On the first day of the team’s first mini-camp starting quarterback Tim Rattay was injured. His torn groin muscle will take between three and four months to heel, and once again the 49ers find themselves in turmoil. Should the team pursue a starting veteran quarterback? What about a backup veteran quarterback? Is Ken Dorsey the second year player ready to lead the team? If not, will his development be hindered or improved by being thrown into action? What happens when Rattay is healthy again?
Inferences made based on Tim Rattay’s contract and based on what coaches and front office personnel have said about Ken Dorsey lead many to believe he would be starting either next year, or the following one. While no one has flat out admitted it, Tim Rattay was seen as a band-aid while the team scrambled to find their next candidate who they could depend on long term for the position. Sure, had Rattay turned out to be a great one, he would have held onto his position, but the direction of the team did not seem to be banking on that happening.
With Rattay’s injury, the plan has been altered. The most logical choice for the team though; the choice closest to the already established plan is to let Ken Dorsey start. Bringing in a veteran quarterback would not only burn holes into the 49ers salary cap dilemma, but it would also hinder the development of three young and promising quarterbacks on the roster. With Rattay’s injury, Dorsey in particular will receive lots of work this off-season to aid in his development… and should a replacement be needed, Brandon Doman must know the offense well enough to get by at this point.

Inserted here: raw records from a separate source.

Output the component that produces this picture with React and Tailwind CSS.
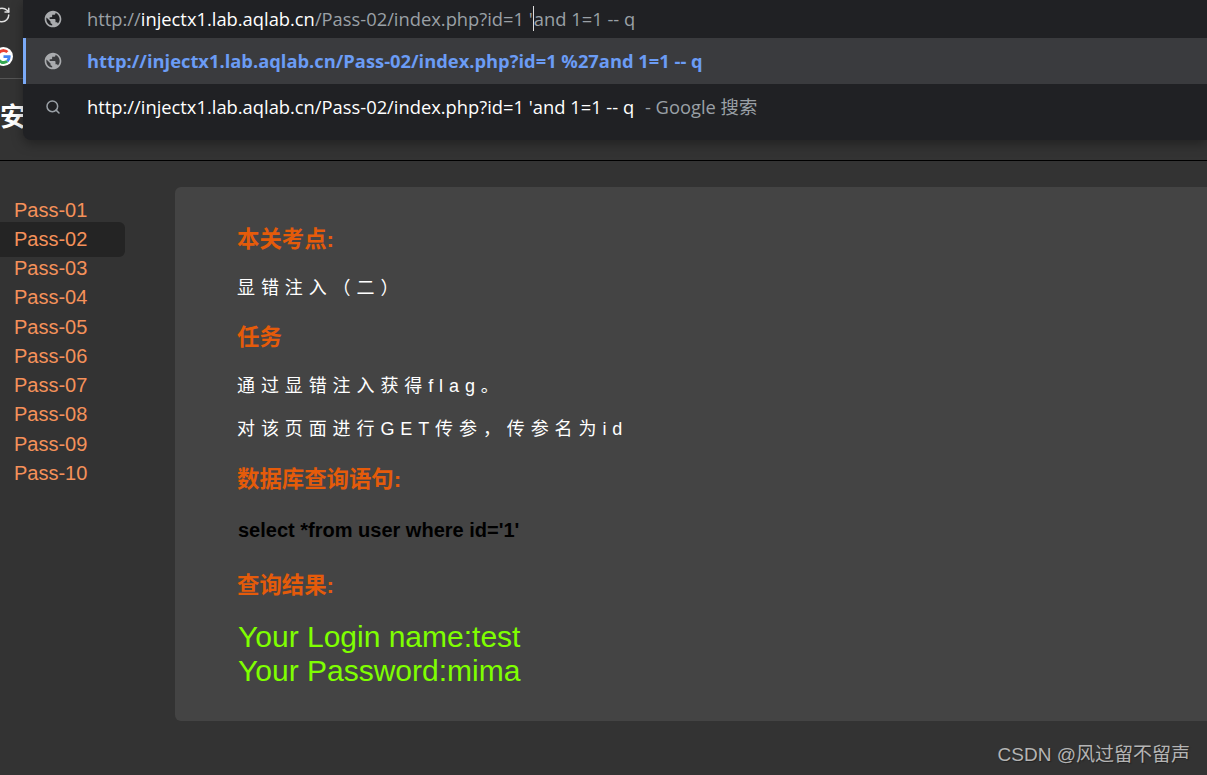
import React from "react";
import { RotateCw, Search } from "lucide-react";

const sans = "font-['Liberation_Sans','Noto_Sans_CJK_SC',sans-serif]";
const passes = ["Pass-01", "Pass-02", "Pass-03", "Pass-04", "Pass-05", "Pass-06", "Pass-07", "Pass-08", "Pass-09", "Pass-10"];

const GlobeIcon = () => (
  <svg width="20" height="20" viewBox="0 0 24 24" fill="#a9abae">
    <path d="M12 2C6.48 2 2 6.48 2 12s4.48 10 10 10 10-4.48 10-10S17.52 2 12 2zm-1 17.93c-3.95-.49-7-3.85-7-7.93 0-.62.08-1.21.21-1.79L9 15v1c0 1.1.9 2 2 2v1.93zm6.9-2.54c-.26-.81-1-1.39-1.9-1.39h-1v-3c0-.55-.45-1-1-1H8v-2h2c.55 0 1-.45 1-1V7h2c1.1 0 2-.9 2-2v-.41c2.93 1.19 5 4.06 5 7.41 0 2.08-.8 3.97-2.1 5.39z" />
  </svg>
);

const GoogleIcon = () => (
  <svg width="19" height="19" viewBox="0 0 48 48" className="rounded-full bg-white p-[2px]">
    <path fill="#EA4335" d="M24 9.5c3.5 0 6.700 1.200 9.200 3.600l6.900-6.900C35.900 2.400 30.500 0 24 0 14.600 0 6.500 5.400 2.600 13.200l8 6.200C12.500 13.700 17.800 9.500 24 9.500z" />
    <path fill="#4285F4" d="M47 24.500c0-1.600-.1-3.100-.4-4.500H24v9h12.900c-.6 3-2.200 5.500-4.700 7.200l7.700 6C44.400 38.100 47 31.800 47 24.500z" />
    <path fill="#FBBC05" d="M10.600 28.600c-.5-1.400-.8-3-.8-4.600s.3-3.200.8-4.600l-8-6.200C.9 16.500 0 20.100 0 24s.9 7.500 2.600 10.800l8-6.200z" />
    <path fill="#34A853" d="M24 48c6.500 0 11.900-2.100 15.900-5.800l-7.700-6c-2.200 1.400-4.900 2.300-8.200 2.300-6.200 0-11.500-4.200-13.400-9.900l-8 6.200C6.500 42.600 14.600 48 24 48z" />
  </svg>
);

const Heading = ({ children, className = "" }) => (
  <h2 className={`ml-[-1px] text-[22.4px] leading-[26px] font-bold text-[#e55b0a] ${className}`}>{children}</h2>
);

const Body = ({ children, className = "" }) => (
  <p className={`ml-[-1px] text-[18px] leading-[22px] tracking-[5.9px] text-white ${className}`}>{children}</p>
);

export default function App() {
  return (
    <div className={`relative h-[775px] w-[1207px] overflow-hidden bg-[#333333] ${sans}`}>
      {/* browser chrome behind the dropdown */}
      <div className="h-[161px] border-b border-black">
        <div className="flex h-[79px] w-[23px] flex-col overflow-hidden border-b border-[#555]">
          <RotateCw size={18} strokeWidth={2} className="mt-[6px] ml-[-7px] shrink-0 text-[#e0e0e0]" />
          <div className="mt-[23px] ml-[-6px] shrink-0">
            <GoogleIcon />
          </div>
        </div>
        <div className="mt-[21px] text-[26px] leading-[34px] font-bold text-white">安</div>
      </div>

      {/* omnibox dropdown */}
      <div className="absolute top-0 right-0 left-[23px] h-[140px] rounded-bl-lg bg-[#202124] text-[18.33px] shadow-[0_4px_12px_rgba(0,0,0,0.35)] font-['Open_Sans','Noto_Sans_CJK_SC',sans-serif]">
        <div className="flex h-[38px] items-center">
          <div className="ml-[-4px] flex w-[68px] justify-center"><GlobeIcon /></div>
          <span className="whitespace-pre text-[#9aa0a6]">
            http://<span className="text-white">injectx1.lab.aqlab.cn</span>/Pass-02/index.php?id=1 '<span className="border-l border-[#ddd]">and 1=1 -- q</span>
          </span>
        </div>
        <div className="flex h-[46px] items-center border-l-[3px] border-[#7baaf7] bg-[#3a3b3e]">
          <div className="ml-[-7px] flex w-[68px] justify-center"><GlobeIcon /></div>
          <span className="font-bold whitespace-pre text-[#6b9cf5]">http://injectx1.lab.aqlab.cn/Pass-02/index.php?id=1 %27and 1=1 -- q</span>
        </div>
        <div className="flex h-[46px] items-center">
          <div className="ml-[-4px] flex w-[68px] justify-center"><Search size={16} strokeWidth={2.25} className="text-[#9aa0a6]" /></div>
          <span className="whitespace-pre text-white">
            http://injectx1.lab.aqlab.cn/Pass-02/index.php?id=1 'and 1=1 -- q<span className="ml-[6px] text-[#9aa0a6]"> - Google 搜索</span>
          </span>
        </div>
      </div>

      {/* page body */}
      <div className="flex pt-[26px]">
        <ul className="w-[175px] shrink-0 pt-[8.6px] text-[20px] text-[#f5915a]">
          {passes.map((name) => (
            <li key={name} className="relative h-[29.25px] leading-[29px]">
              {name === "Pass-02" && <span className="absolute top-[-3px] left-0 h-[35px] w-[125px] rounded-r-md bg-[#242424]" />}
              <span className="relative pl-[14px]">{name}</span>
            </li>
          ))}
        </ul>
        <main className="h-[534px] flex-1 rounded-l-md bg-[#444444] pt-[40px] pl-[63px]">
          <Heading>本关考点:</Heading>
          <Body className="mt-[24px]">显错注入（二）</Body>
          <Heading className="mt-[26px]">任务</Heading>
          <Body className="mt-[24px]">通过显错注入获得flag。</Body>
          <Body className="mt-[21px]">对该页面进行GET传参，传参名为id</Body>
          <Heading className="mt-[27px]">数据库查询语句:</Heading>
          <p className="mt-[25px] text-[20px] leading-[24px] font-bold text-black">select *from user where id='1'</p>
          <Heading className="mt-[31px]">查询结果:</Heading>
          <p className="mt-[21px] text-[30px] leading-[34px] text-[#7fff00]">
            Your Login name:test
            <br />
            Your Password:mima
          </p>
        </main>
      </div>

      {/* watermark */}
      <div className="absolute right-[17px] bottom-[8px] text-[19px] leading-[24px] text-[#b4b4b4] [text-shadow:1px_1px_1px_#222]">CSDN @风过留不留声</div>
    </div>
  );
}
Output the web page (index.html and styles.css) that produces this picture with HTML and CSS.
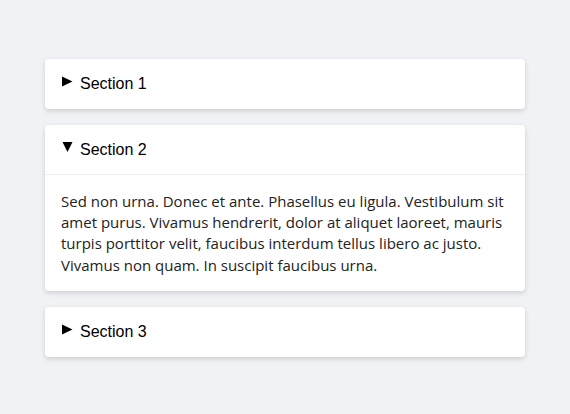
FILE: index.html
```html
<!DOCTYPE html>
<html lang="en">
<head>
<meta charset="utf-8">
<title>Accordion</title>
<link rel="stylesheet" href="styles.css">
</head>
<body>
<div class="accordion">
  <div class="item">
    <div class="header"><svg class="arrow" width="11" height="11" viewBox="0 0 11 11"><polygon points="0,0.5 10.5,5.5 0,10.5"/></svg>Section 1</div>
  </div>
  <div class="item open">
    <div class="header"><svg class="arrow" width="11" height="11" viewBox="0 0 11 11"><polygon points="0.5,0 10.5,0 5.5,10"/></svg>Section 2</div>
    <div class="content">Sed non urna. Donec et ante. Phasellus eu ligula. Vestibulum sit amet purus. Vivamus hendrerit, dolor at aliquet laoreet, mauris turpis porttitor velit, faucibus interdum tellus libero ac justo. Vivamus non quam. In suscipit faucibus urna.</div>
  </div>
  <div class="item">
    <div class="header"><svg class="arrow" width="11" height="11" viewBox="0 0 11 11"><polygon points="0,0.5 10.5,5.5 0,10.5"/></svg>Section 3</div>
  </div>
</div>
</body>
</html>
```
FILE: styles.css
```css
html, body {
  margin: 0;
  height: 100%;
}
body {
  box-sizing: border-box;
  padding-top: 2px;
  background: #f0f2f5;
  display: flex;
  align-items: center;
  justify-content: center;
  font-family: "Open Sans", "Noto Sans", sans-serif;
}
.accordion {
  width: 480px;
  display: flex;
  flex-direction: column;
  gap: 16px;
}
.item {
  background: #fff;
  border-radius: 4px;
  box-shadow: 0 2px 5px rgba(0, 0, 0, 0.15);
  overflow: hidden;
}
.header {
  padding: 15px 16px;
  font-family: "Liberation Sans", Arial, sans-serif;
  font-size: 16px;
  line-height: 19.5px;
  color: #000;
}
.arrow {
  margin-left: 1px;
  margin-right: 7px;
  vertical-align: 2px;
  fill: #000;
}
.open .header {
  border-bottom: 1px solid #eee;
}
.content {
  padding: 15.5px 16px;
  font-size: 15px;
  line-height: 21.3px;
  color: #222;
}
```
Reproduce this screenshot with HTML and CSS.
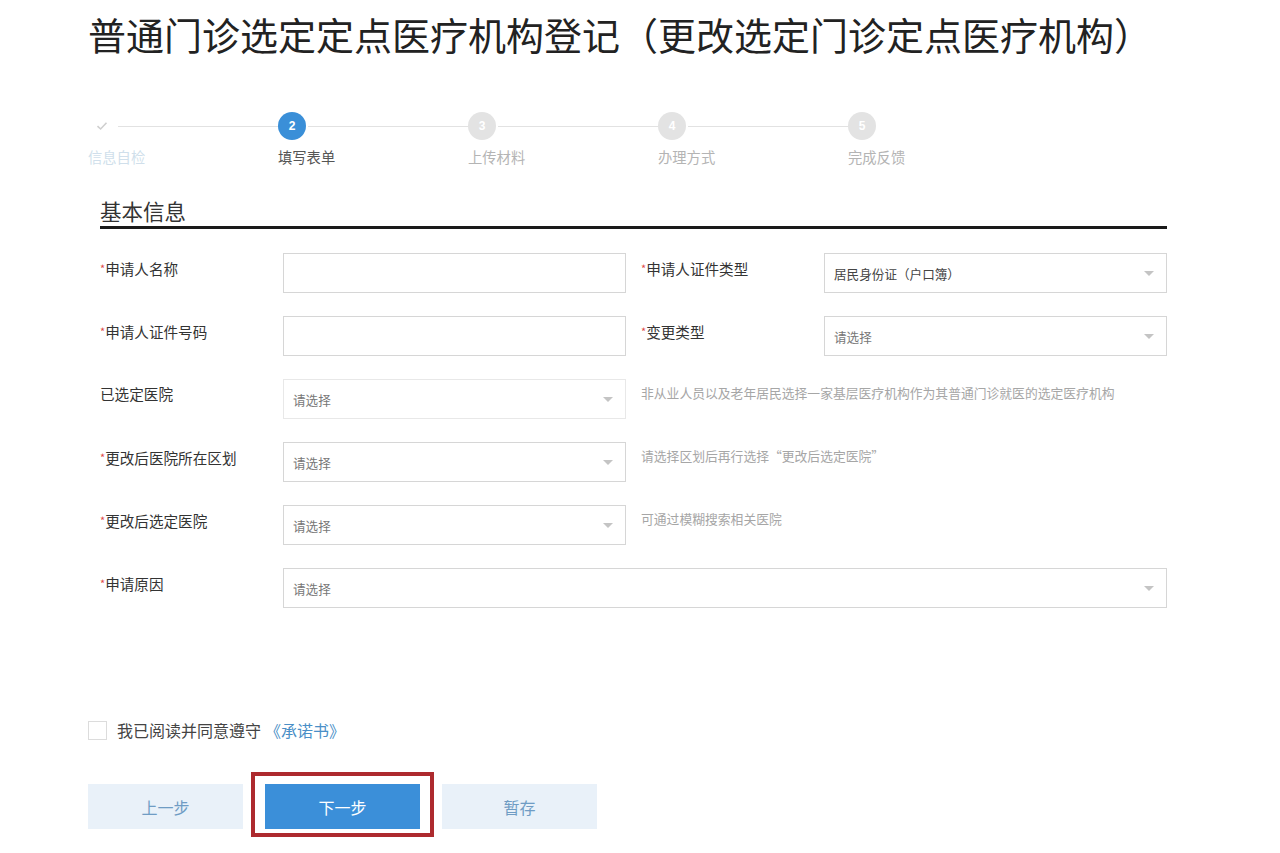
FILE: index.html
```html
<!DOCTYPE html>
<html lang="zh-CN">
<head>
<meta charset="utf-8">
<title>普通门诊选定定点医疗机构登记</title>
<link rel="stylesheet" href="styles.css">
</head>
<body>
<div class="page">
  <h1 class="title">普通门诊选定定点医疗机构登记（更改选定门诊定点医疗机构）</h1>

  <div class="steps">
    <div class="step done">
      <div class="step-head">
        <span class="dot"><svg width="12" height="10" viewBox="0 0 12 10"><path d="M1.5 5.2 L4.6 8 L10.5 1.8" fill="none" stroke="#cfcfcf" stroke-width="1.6"/></svg></span>
        <span class="line"></span>
      </div>
      <div class="step-label">信息自检</div>
    </div>
    <div class="step active">
      <div class="step-head"><span class="dot">2</span><span class="line"></span></div>
      <div class="step-label">填写表单</div>
    </div>
    <div class="step">
      <div class="step-head"><span class="dot">3</span><span class="line"></span></div>
      <div class="step-label">上传材料</div>
    </div>
    <div class="step">
      <div class="step-head"><span class="dot">4</span><span class="line"></span></div>
      <div class="step-label">办理方式</div>
    </div>
    <div class="step last">
      <div class="step-head"><span class="dot">5</span></div>
      <div class="step-label">完成反馈</div>
    </div>
  </div>

  <div class="section">
    <h2 class="section-title">基本信息</h2>

    <div class="form">
      <div class="row">
        <div class="half">
          <label class="label"><i>*</i>申请人名称</label>
          <div class="input"></div>
        </div>
        <div class="half">
          <label class="label"><i>*</i>申请人证件类型</label>
          <div class="input select"><span class="value">居民身份证（户口簿）</span><span class="caret"></span></div>
        </div>
      </div>

      <div class="row">
        <div class="half">
          <label class="label"><i>*</i>申请人证件号码</label>
          <div class="input"></div>
        </div>
        <div class="half">
          <label class="label"><i>*</i>变更类型</label>
          <div class="input select"><span class="ph">请选择</span><span class="caret"></span></div>
        </div>
      </div>

      <div class="row">
        <div class="half">
          <label class="label">已选定医院</label>
          <div class="input select disabled"><span class="ph">请选择</span><span class="caret"></span></div>
        </div>
        <div class="hint">非从业人员以及老年居民选择一家基层医疗机构作为其普通门诊就医的选定医疗机构</div>
      </div>

      <div class="row">
        <div class="half">
          <label class="label"><i>*</i>更改后医院所在区划</label>
          <div class="input select"><span class="ph">请选择</span><span class="caret"></span></div>
        </div>
        <div class="hint">请选择区划后再行选择“更改后选定医院”</div>
      </div>

      <div class="row">
        <div class="half">
          <label class="label"><i>*</i>更改后选定医院</label>
          <div class="input select"><span class="ph">请选择</span><span class="caret"></span></div>
        </div>
        <div class="hint">可通过模糊搜索相关医院</div>
      </div>

      <div class="row row-full">
        <label class="label"><i>*</i>申请原因</label>
        <div class="input select wide"><span class="ph">请选择</span><span class="caret"></span></div>
      </div>
    </div>
  </div>

  <div class="agree">
    <span class="checkbox"></span>
    <span class="agree-text">我已阅读并同意遵守</span>
    <a class="agree-link">《承诺书》</a>
  </div>

  <div class="buttons">
    <button class="btn btn-light">上一步</button>
    <span class="highlight"><button class="btn btn-primary">下一步</button></span>
    <button class="btn btn-light">暂存</button>
  </div>
</div>
</body>
</html>
```

FILE: styles.css
```css
* { box-sizing: border-box; }

html, body {
  margin: 0;
  padding: 0;
  background: #ffffff;
}

body {
  font-family: "Noto Sans CJK SC", "Noto Sans", sans-serif;
  color: #333;
  min-height: 853px;
}

.page {
  padding-left: 88px;
  width: 1280px;
}

.title {
  margin: 0;
  padding-top: 9px;
  font-size: 38px;
  line-height: 50px;
  font-weight: 400;
  color: #222;
  letter-spacing: 0;
  white-space: nowrap;
}

/* Steps */
.steps {
  display: flex;
  margin-top: 53px;
}

.step {
  width: 190px;
  display: flex;
  flex-direction: column;
}

.step.last { width: 120px; }

.step-head {
  display: flex;
  align-items: center;
  height: 28px;
}

.dot {
  width: 28px;
  height: 28px;
  flex: none;
  border-radius: 50%;
  background: #e3e3e3;
  color: #fff;
  font-size: 12px;
  font-weight: 700;
  display: flex;
  align-items: center;
  justify-content: center;
  font-family: "Liberation Sans", Arial, sans-serif;
}

.step.done .dot {
  background: transparent;
}

.step.active .dot {
  background: #3a8fd8;
}

.line {
  flex: 1;
  height: 1px;
  background: #e2e2e2;
  margin-left: 2px;
}

.step-label {
  margin-top: 7px;
  font-size: 14.3px;
  line-height: 20px;
  color: #b4b4b4;
  white-space: nowrap;
}

.step.done .step-label { color: #d0dfeb; }
.step.active .step-label { color: #555; }

/* Section */
.section {
  margin-left: 12px;
  width: 1067px;
}

.section-title {
  margin: 30px 0 0 0;
  font-size: 21.5px;
  line-height: 28px;
  font-weight: 400;
  color: #333;
  padding-bottom: 1px;
  border-bottom: 3px solid #1a1a1a;
}

.form {
  margin-top: 24px;
  display: flex;
  flex-direction: column;
  gap: 23px;
}

.row {
  display: flex;
  gap: 15px;
  align-items: flex-start;
}

.row.row-full {
  gap: 0;
}

.half {
  display: flex;
  width: 526px;
  flex: none;
}

.label {
  width: 183px;
  flex: none;
  padding-top: 5px;
  font-size: 14.6px;
  line-height: 20px;
  color: #333;
  white-space: nowrap;
}

.label i {
  font-style: normal;
  color: #e04a4a;
  font-size: 11px;
  vertical-align: 2px;
}

.input {
  width: 343px;
  height: 40px;
  flex: none;
  border: 1px solid #d6d6d6;
  background: #fff;
  display: flex;
  align-items: center;
  padding: 0 12px 0 9px;
  font-size: 12.6px;
  color: #444;
}

.input.wide {
  width: 884px;
}

.input.disabled {
  border-color: #e8e8e8;
}

.select .value,
.select .ph {
  flex: 1;
  white-space: nowrap;
  padding-top: 1px;
}

.select .ph { color: #777; }

.caret {
  width: 0;
  height: 0;
  border-left: 5px solid transparent;
  border-right: 5px solid transparent;
  border-top: 5px solid #c4c4c4;
  flex: none;
}

.hint {
  padding-top: 4px;
  font-size: 12.8px;
  line-height: 20px;
  color: #a6a6a6;
  white-space: nowrap;
}

/* Agreement */
.agree {
  margin-top: 112px;
  display: flex;
  align-items: center;
  height: 20px;
}

.checkbox {
  width: 19px;
  height: 19px;
  border: 1px solid #dcdcdc;
  background: #fff;
  flex: none;
}

.agree-text {
  margin-left: 10px;
  font-size: 16px;
  line-height: 20px;
  color: #444;
}

.agree-link {
  margin-left: 4px;
  font-size: 16px;
  line-height: 20px;
  color: #4a8fc7;
}

/* Buttons */
.buttons {
  margin-top: 44px;
  display: flex;
  gap: 22px;
  align-items: flex-start;
}

.btn {
  width: 155px;
  height: 45px;
  border: none;
  margin: 0;
  padding: 0;
  font-family: "Noto Sans CJK SC", sans-serif;
  font-size: 16px;
  cursor: pointer;
  display: block;
}

.btn-light {
  background: #e9f1f9;
  color: #6f9cc4;
}

.btn-primary {
  background: #3b8fd9;
  color: #fff;
}

.highlight {
  position: relative;
  display: block;
  height: 45px;
}

.highlight::after {
  content: "";
  position: absolute;
  left: -14px;
  right: -14px;
  top: -12px;
  bottom: -8px;
  border: 4px solid #ad2a2e;
  pointer-events: none;
}
```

Playing Dorsey makes sense. He will have worked with the first team all off-season, and the team will be used to having him behind center and leading. By the time Rattay returns, he will be rusty, out of practice, possibly out of shape, and certainly will not have the team chemistry that Dorsey will have built up over the summer. And so Dorsey should start the season.
Playing in the regular season will allow Dorsey to really start progressing in his development. Perhaps more importantly the team will be able to genuinely evaluate what they have in this former 7th round draft pick. If he takes the torch and runs with it, the 49ers may never look back. And if he falters, the team should not be quick to pull the plug. First year quarterbacks rarely have immediate success in the NFL, and so if Dorsey is struggling the team needs to ask itself: “are the struggles because he’s a first year quarterback, and are we seeing progress and promise despite these struggles, or are the struggles because Dorsey is not cut out to start in this league.” If the answer is that that given more time, Dorsey will be a good starting quarterback, the team should let him play. Sitting on the bench and learning from Tim Rattay is not at all like sitting on the bench behind a guy like Montana or Young and learning. The best way Dorsey can get acclimated to the NFL, is to play. Of course if after seeing Dorsey play, and struggle the team realizes he is not the future at quarterback for the 49ers, Tim Rattay should be given as genuine a shot as Dorsey was given at that point, and that point only.
It does not make sense to give Rattay the starting quarterback job as soon as he comes back from injury, because he doesn’t have much of any pro-experience. He is missing his first off-season as a starting quarterback, and in all likelihood, is not the quarterback who would give the team the best chance to win at the start of the season. I have enough confidence in Rattay and Doman to be backups, so much so that I do not think signing a veteran to handle these duties makes any sense. I feel for Rattay, I really do, as he may have missed out on the opportunity of a life time. But once Dorsey starts the season, whether he is immediately successful or not, he needs to be given a genuine opportunity (possibly as long as two years) to prove whether or not he is cut out for the position, just as Rattay would have been given that genuine opportunity.